### Data provided
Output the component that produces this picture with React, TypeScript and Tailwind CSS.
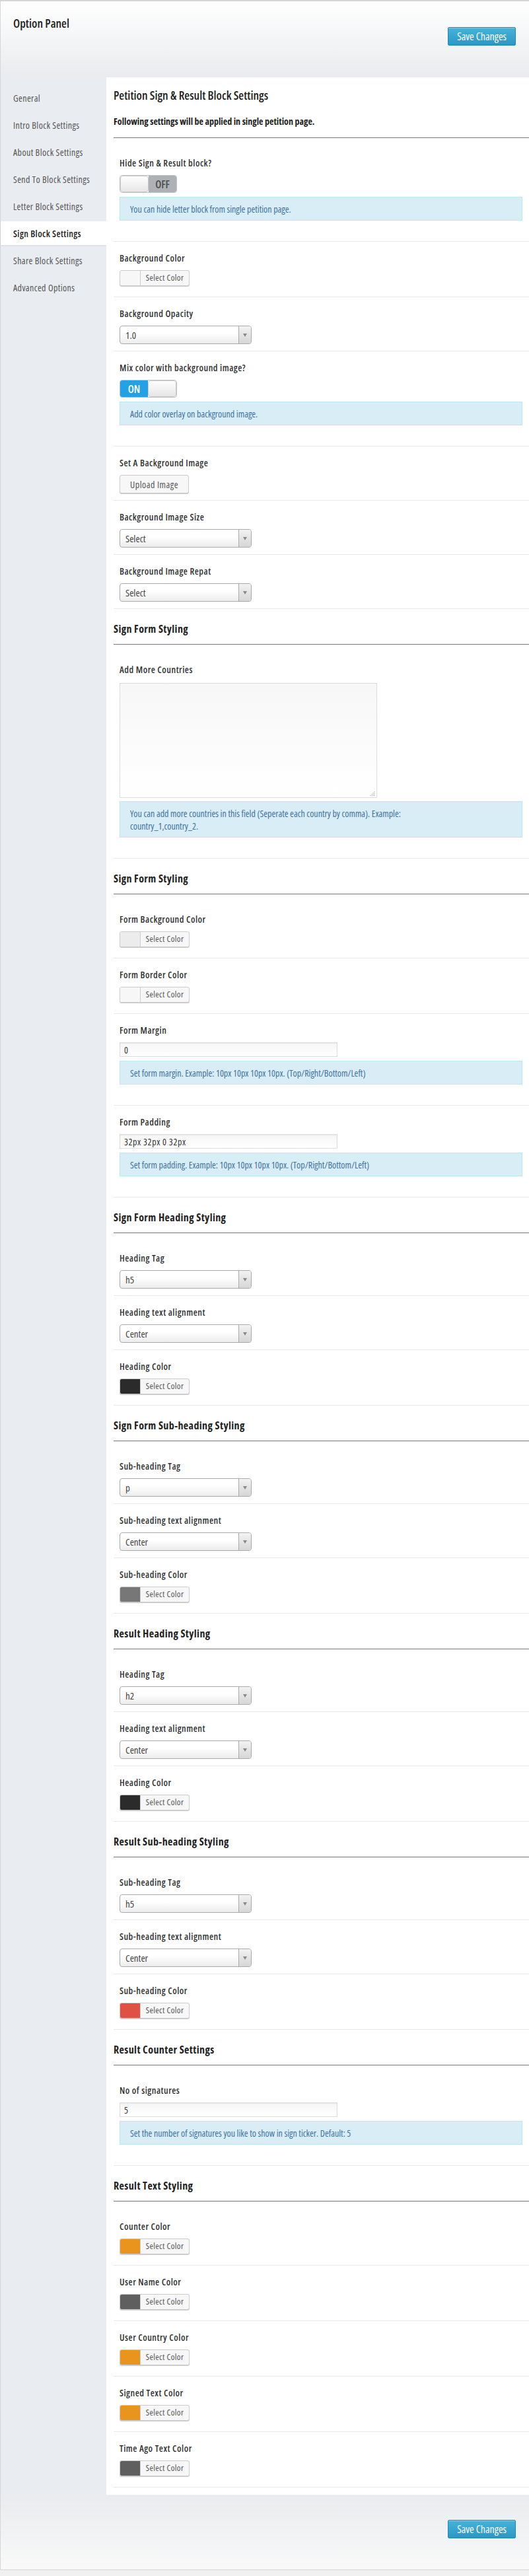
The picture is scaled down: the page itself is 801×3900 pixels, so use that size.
import { useState } from "react";

type Field =
  | { kind: "toggle"; label: string; on: boolean; help: string }
  | { kind: "color"; label: string; color: string }
  | { kind: "select"; label: string; value: string }
  | { kind: "upload"; label: string }
  | { kind: "textarea"; label: string; help: string }
  | { kind: "input"; label: string; value: string; help: string };

interface Section {
  title?: string;
  fields: Field[];
}

const MENU = [
  "General",
  "Intro Block Settings",
  "About Block Settings",
  "Send To Block Settings",
  "Letter Block Settings",
  "Sign Block Settings",
  "Share Block Settings",
  "Advanced Options",
];

const SECTIONS: Section[] = [
  {
    fields: [
      { kind: "toggle", label: "Hide Sign & Result block?", on: false, help: "You can hide letter block from single petition page." },
      { kind: "color", label: "Background Color", color: "#f7f7f7" },
      { kind: "select", label: "Background Opacity", value: "1.0" },
      { kind: "toggle", label: "Mix color with background image?", on: true, help: "Add color overlay on background image." },
      { kind: "upload", label: "Set A Background Image" },
      { kind: "select", label: "Background Image Size", value: "Select" },
      { kind: "select", label: "Background Image Repat", value: "Select" },
    ],
  },
  {
    title: "Sign Form Styling",
    fields: [
      {
        kind: "textarea",
        label: "Add More Countries",
        help: "You can add more countries in this field (Seperate each country by comma). Example:\ncountry_1,country_2.",
      },
    ],
  },
  {
    title: "Sign Form Styling",
    fields: [
      { kind: "color", label: "Form Background Color", color: "#ececec" },
      { kind: "color", label: "Form Border Color", color: "#f7f7f7" },
      { kind: "input", label: "Form Margin", value: "0", help: "Set form margin. Example: 10px 10px 10px 10px. (Top/Right/Bottom/Left)" },
      { kind: "input", label: "Form Padding", value: "32px 32px 0 32px", help: "Set form padding. Example: 10px 10px 10px 10px. (Top/Right/Bottom/Left)" },
    ],
  },
  {
    title: "Sign Form Heading Styling",
    fields: [
      { kind: "select", label: "Heading Tag", value: "h5" },
      { kind: "select", label: "Heading text alignment", value: "Center" },
      { kind: "color", label: "Heading Color", color: "#2b2b2b" },
    ],
  },
  {
    title: "Sign Form Sub-heading Styling",
    fields: [
      { kind: "select", label: "Sub-heading Tag", value: "p" },
      { kind: "select", label: "Sub-heading text alignment", value: "Center" },
      { kind: "color", label: "Sub-heading Color", color: "#777777" },
    ],
  },
  {
    title: "Result Heading Styling",
    fields: [
      { kind: "select", label: "Heading Tag", value: "h2" },
      { kind: "select", label: "Heading text alignment", value: "Center" },
      { kind: "color", label: "Heading Color", color: "#2b2b2b" },
    ],
  },
  {
    title: "Result Sub-heading Styling",
    fields: [
      { kind: "select", label: "Sub-heading Tag", value: "h5" },
      { kind: "select", label: "Sub-heading text alignment", value: "Center" },
      { kind: "color", label: "Sub-heading Color", color: "#e05143" },
    ],
  },
  {
    title: "Result Counter Settings",
    fields: [
      { kind: "input", label: "No of signatures", value: "5", help: "Set the number of signatures you like to show in sign ticker. Default: 5" },
    ],
  },
  {
    title: "Result Text Styling",
    fields: [
      { kind: "color", label: "Counter Color", color: "#e8941d" },
      { kind: "color", label: "User Name Color", color: "#5f5f5f" },
      { kind: "color", label: "User Country Color", color: "#e8941d" },
      { kind: "color", label: "Signed Text Color", color: "#e8941d" },
      { kind: "color", label: "Time Ago Text Color", color: "#5f5f5f" },
    ],
  },
];

function SaveButton() {
  return (
    <button className="h-[28px] w-[103px] rounded-[2px] border border-[#1f88b4] bg-linear-to-b from-[#45b3da] to-[#2a98c4] text-[16px] leading-none text-white shadow-[inset_0_1px_0_rgba(255,255,255,0.35)]">
      Save Changes
    </button>
  );
}

function Toggle({ on }: { on: boolean }) {
  const knob = (
    <div className="h-full w-[44px] rounded-[4px] border border-[#c9c9c9] bg-linear-to-b from-white to-[#e6e6e6]" />
  );
  return (
    <div className="flex h-[27px] w-[87px] overflow-hidden rounded-[4px] border border-[#bfc3c7]">
      {on ? (
        <>
          <div className="flex w-[43px] items-center justify-center bg-[#24a0e4] text-[16px] font-semibold text-white">ON</div>
          {knob}
        </>
      ) : (
        <>
          {knob}
          <div className="flex w-[43px] items-center justify-center bg-[#aeb2b6] text-[16px] font-semibold text-[#4d4d4d]">OFF</div>
        </>
      )}
    </div>
  );
}

function SelectBox({ value }: { value: string }) {
  return (
    <div className="flex h-[28px] w-[200px] overflow-hidden rounded-[4px] border border-[#aaa] bg-linear-to-b from-white from-40% to-[#ececec]">
      <div className="flex flex-1 items-center pl-[8px] text-[15px] text-[#444]">{value}</div>
      <div className="flex w-[19px] items-center justify-center border-l border-[#aaa] bg-linear-to-b from-[#f2f2f2] to-[#d6d6d6]">
        <svg width="6" height="5" viewBox="0 0 6 5">
          <path d="M0 0h6L3 5z" fill="#888" />
        </svg>
      </div>
    </div>
  );
}

function ColorButton({ color }: { color: string }) {
  return (
    <div className="mb-[6px] flex h-[24px] w-[106px] overflow-hidden rounded-[3px] border border-[#ccc] bg-[#f7f7f7] shadow-[0_1px_0_#ccc]">
      <div className="w-[31px] border-r border-[#ccc]" style={{ backgroundColor: color }} />
      <div className="flex flex-1 items-center justify-center text-[13px] tracking-[0.4px] text-[#555]">Select Color</div>
    </div>
  );
}

function Help({ text }: { text: string }) {
  return (
    <div className="mb-[21px] mt-[6px] whitespace-pre-line border border-[#bce8f1] bg-[#d9edf7] px-[15px] py-[7.5px] text-[14px] leading-[19px] text-[#3f7399]">
      {text}
    </div>
  );
}

function FieldRow({ field }: { field: Field }) {
  return (
    <div className="border-b border-[#e8e8e8] pb-[10px] pl-[9px] pr-[10px] pt-[15px]">
      <div className="text-[14px] font-semibold leading-[20px] tracking-[0.5px] text-[#333]">{field.label}</div>
      {field.kind === "toggle" && (
        <>
          <div className="mt-[8px]">
            <Toggle on={field.on} />
          </div>
          <Help text={field.help} />
        </>
      )}
      {field.kind === "color" && (
        <div className="mt-[8px]">
          <ColorButton color={field.color} />
        </div>
      )}
      {field.kind === "select" && (
        <div className="mt-[8px]">
          <SelectBox value={field.value} />
        </div>
      )}
      {field.kind === "upload" && (
        <div className="mt-[8px]">
          <button className="h-[28px] w-[105px] rounded-[3px] border border-[#ccc] bg-[#f7f7f7] text-[14px] tracking-[0.5px] text-[#555] shadow-[0_1px_0_#ccc]">
            Upload Image
          </button>
        </div>
      )}
      {field.kind === "textarea" && (
        <>
          <div className="relative mt-[10px] h-[174px] w-[390px] border border-[#dcdcdc] bg-linear-to-b from-[#f7f7f7] to-white">
            <svg className="absolute bottom-[2px] right-[2px]" width="8" height="8" viewBox="0 0 8 8">
              <path d="M7 1v1M5 3v1M7 3v1M3 5v1M5 5v1M7 5v1M1 7v1M3 7v1M5 7v1M7 7v1" stroke="#999" strokeWidth="1" />
            </svg>
          </div>
          <div className="-mt-[1px]">
            <Help text={field.help} />
          </div>
        </>
      )}
      {field.kind === "input" && (
        <>
          <div className="mt-[8px] flex h-[22px] w-[330px] items-center border border-[#dcdcdc] bg-linear-to-b from-[#f6f6f6] to-white pl-[6px] text-[14px] tracking-[0.6px] text-[#333] shadow-[inset_0_1px_2px_rgba(0,0,0,0.07)]">
            {field.value}
          </div>
          <Help text={field.help} />
        </>
      )}
    </div>
  );
}

export default function App() {
  const [active, setActive] = useState("Sign Block Settings");

  return (
    <div className="min-h-[3900px] bg-[#f1f1f1] font-['Open_Sans',sans-serif] [font-stretch:75%]">
      <div className="border-b border-l border-t-2 border-[#d6d6d6]">
        {/* header */}
        <div className="flex h-[115px] items-start justify-between bg-linear-to-b from-white to-[#e9ebee] pl-[19px] pr-[20px] pt-[21px]">
          <h1 className="text-[18px] font-semibold leading-[24px] text-[#222]">Option Panel</h1>
          <div className="mt-[18px]">
            <SaveButton />
          </div>
        </div>

        <div className="flex">
          <ul className="flex w-[160px] shrink-0 flex-col gap-[5px] bg-[#e9ecf0] pt-[13px]">
            {MENU.map((item) => (
              <li
                key={item}
                onClick={() => setActive(item)}
                className={`flex h-[36px] cursor-pointer items-center whitespace-nowrap px-[19px] text-[14px] tracking-[0.4px] ${
                  item === active
                    ? "bg-white font-semibold text-[#222] shadow-[0_1px_2px_rgba(0,0,0,0.08)]"
                    : "text-[#555]"
                }`}
              >
                {item}
              </li>
            ))}
          </ul>

          <div className="min-w-0 flex-1 bg-white pb-[11px] pl-[11px] pt-[15px]">
            <div className="border-b border-[#777] pb-[14px]">
              <h2 className="text-[18px] font-semibold leading-[24px] text-[#222]">
                Petition Sign &amp; Result Block Settings
              </h2>
              <p className="mt-[18px] text-[14px] font-bold leading-[20px] text-[#222]">
                Following settings will be applied in single petition page.
              </p>
            </div>

            {SECTIONS.map((section, i) => (
              <div key={i}>
                {section.title && (
                  <div className="border-b border-[#777] pb-[13px] pt-[20px]">
                    <h3 className="text-[16px] font-bold leading-[20px] tracking-[0.4px] text-[#222]">{section.title}</h3>
                  </div>
                )}
                <div className="mt-[13px]">
                  {section.fields.map((field) => (
                    <FieldRow key={field.label + i} field={field} />
                  ))}
                </div>
              </div>
            ))}
          </div>
        </div>

        {/* footer */}
        <div className="flex h-[113px] items-start justify-end bg-linear-to-b from-[#e9ebee] to-[#f9f9f9] pr-[20px] pt-[38px]">
          <SaveButton />
        </div>
      </div>
    </div>
  );
}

### Required task
Determine how many lines in the data above contain the string "page". Give nothing except the number.

### Task response
3